Davis is being represented by the Liberty Counsel, an organization that advocates in court for religious freedoms. Before she was led away, Davis explained that the U.S. Supreme Court’s ruling in June that legalized gay marriage nationwide conflicts with the vows she made when she became a born-again Christian.

“I promised to love Him with all my heart, mind and soul because I wanted to make heaven my home,” Davis said.

April Miller, denied a marriage license four times by Davis or her deputies, testified that she voted for Kim Davis, but wants to be treated equally in the community where she lives. One of the deputy clerks told her to apply in a different county, she said, but “that’s kind of like saying we don’t want gays or lesbians here.
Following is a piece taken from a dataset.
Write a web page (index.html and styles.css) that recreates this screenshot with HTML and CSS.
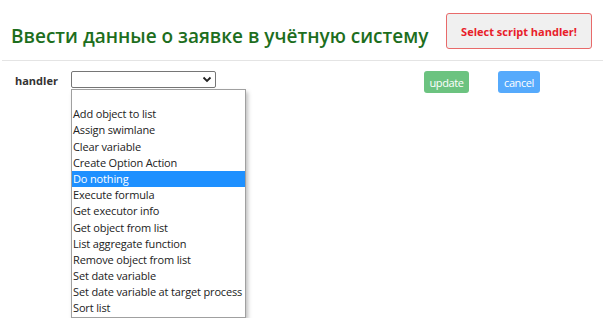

We don’t think you are valuable.”

Faced with the possibility of fines, jail time or the loss of their jobs, five of the clerks promised to issue the licenses.

“I don’t really want to, but I will comply with the law,” said one, Melissa Thompson. “I’m a preacher’s daughter and this is the hardest thing I’ve ever had to do in my life,” she added. “I don’t hate anybody … None of us do.”

Davis, an Apostolic Christian whose critics mock her for being on her fourth marriage, stopped serving all couples wanting to marry after the Supreme Court ruling, even though courts consistently ruled against her. But many supporters have rallied around her, including Republican presidential candidates Mike Huckabee, Ted Cruz and Bobby Jindal.

“People are calling the office all the time asking to send money,” she testified. “I myself have not solicited any money.”

Davis said she hopes the Legislature will change Kentucky laws to find some way for her to keep her job while following her conscience. But unless the governor convenes a costly special session, they won’t meet until January. “Hopefully our legislature will get something taken care of,” she told the judge.

Until then, the judge said, he has no alternative but to keep her behind bars.

“The legislative and executive branches do have the ability to make changes,” Bunning said. “It’s not this court’s job to make changes. I don’t write law.”

Davis served as her mother’s deputy in the clerk’s office for 27 years before she was elected as a Democrat to succeed her mother in November. As an elected official, she can be removed only if the Legislature impeaches her, which is unlikely in a deeply conservative state.

Former Republican President George W. Bush nominated David Bunning for a lifetime position as a federal judge in 2001 when he was just 35 years old, halfway through his father’s first term in the Senate. But Bunning has been anything but a sure thing for conservative causes, ruling against a partial-birth abortion ban and in favor of a Gay-Straight high school club.